The CE line from PRS is a bit of a hybrid... it is manufactured in the US factory (as opposed to the Korean factory, where the SE line is made).
It's hand made like the core line. The body is the same mahogany with maple top. But the carve isn't as deep (this is where a lot of hours are saved).
The main thing is that it has a bolt-on maple neck (versus a solid glued-in mahogany neck). Personally, I prefer the maple neck, but that's just me...

With the exception of the bridge, it incorporates US parts.
It has US 85/15 pickups, as well as 2nd gen locking tuners, US nut, US pots and switch, US input jack.
The only piece of hardware on it, that isn't US spec, is the bridge. They use the Korean bridge from the SE line.

There are three levels of PRS guitars (4 if you include the S2):
  1. The SE Line - which is made in Korea. A fine guitar, by all accounts. Better than most competitors. I have an Ibanez Prestige (top of the line Ibanez), and I think that the cheapest PRS SE is still a better sounding / playing guitar than the best Ibanez. Just my opinion, but I have both and the Ibanez has sat in its case, since I got the SE Tremonti.
  2. The CE Line - which is hand-made in the USA factory. As described above. My personal favorite of all PRS electric guitars.
  3. The CU Line (aka core line) - the Holy Grail. Hand-made in the USA, using the best wood tops, and most detailed carve. It also has the latest (gen 3) tuners and bridge.
 
The CE line from PRS is a bit of a hybrid... it is manufactured in the US factory (as opposed to the Korean factory, where the SE line is made).
It's hand made like the core line. The body is the same mahogany with maple top. But the carve isn't as deep (this is where a lot of hours are saved).
The main thing is that it has a bolt-on maple neck (versus a solid glued-in mahogany neck). Personally, I prefer the maple neck, but that's just me...

With the exception of the bridge, it incorporates US parts.
It has US 85/15 pickups, as well as 2nd gen locking tuners, US nut, US pots and switch, US input jack.
The only piece of hardware on it, that isn't US spec, is the bridge. They use the Korean bridge from the SE line.

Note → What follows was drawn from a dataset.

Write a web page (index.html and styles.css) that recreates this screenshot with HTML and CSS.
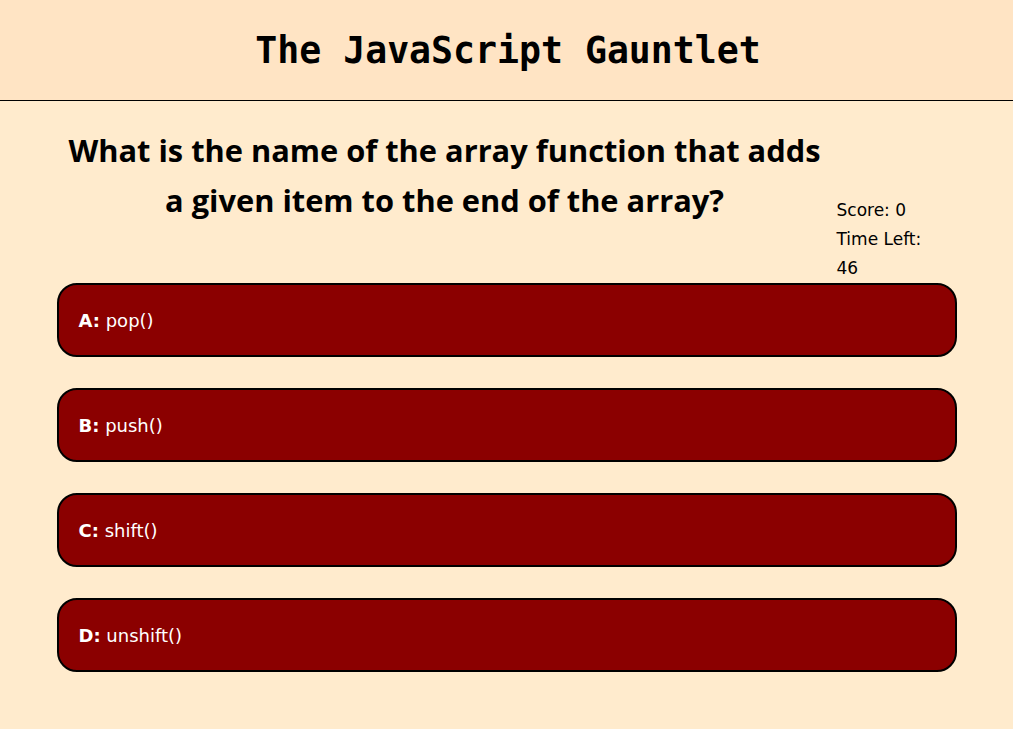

There are three levels of PRS guitars (4 if you include the S2):
  1. The SE Line - which is made in Korea. A fine guitar, by all accounts. Better than most competitors. I have an Ibanez Prestige (top of the line Ibanez), and I think that the cheapest PRS SE is still a better sounding / playing guitar than the best Ibanez. Just my opinion, but I have both and the Ibanez has sat in its case, since I got the SE Tremonti.
  2. The CE Line - which is hand-made in the USA factory. As described above. My personal favorite of all PRS electric guitars.
  3. The CU Line (aka core line) - the Holy Grail. Hand-made in the USA, using the best wood tops, and most detailed carve. It also has the latest (gen 3) tuners and bridge.
Thanks @JimmyDee I appreciate the information. I wasn’t aware the CE had the SE bridge.

Never too late for and Old Dog to learn.
 
Total, 100% DTR approved! That’s sweet!!! Where did you get the truss rod cover? I really like that!
 
In case anyone wants to see a more detailed version of the install...
Here's the instructional video (that I referred to in my original post), from 'The Mann':

 
The CE line from PRS is a bit of a hybrid... it is manufactured in the US factory (as opposed to the Korean factory, where the SE line is made).
It's hand made like the core line. The body is the same mahogany with maple top. But the carve isn't as deep (this is where a lot of hours are saved).
The main thing is that it has a bolt-on maple neck (versus a solid glued-in mahogany neck). Personally, I prefer the maple neck, but that's just me...

With the exception of the bridge, it incorporates US parts.
It has US 85/15 pickups, as well as 2nd gen locking tuners, US nut, US pots and switch, US input jack.
The only piece of hardware on it, that isn't US spec, is the bridge. They use the Korean bridge from the SE line.

There are three levels of PRS guitars (4 if you include the S2):
  1. The SE Line - which is made in Korea. A fine guitar, by all accounts. Better than most competitors. I have an Ibanez Prestige (top of the line Ibanez), and I think that the cheapest PRS SE is still a better sounding / playing guitar than the best Ibanez. Just my opinion, but I have both and the Ibanez has sat in its case, since I got the SE Tremonti.
  2. The CE Line - which is hand-made in the USA factory. As described above. My personal favorite of all PRS electric guitars.
  3. The CU Line (aka core line) - the Holy Grail. Hand-made in the USA, using the best wood tops, and most detailed carve. It also has the latest (gen 3) tuners and bridge.
I'd put the S2 between or even next to the CE, and above the SE. I've had 2, and they are very fine guitars. Unfortunately, I set up my trems to go up a whole step, and I couldn't get either guitar to go up that far when I set up the trem. Other than that, they were both Smokin.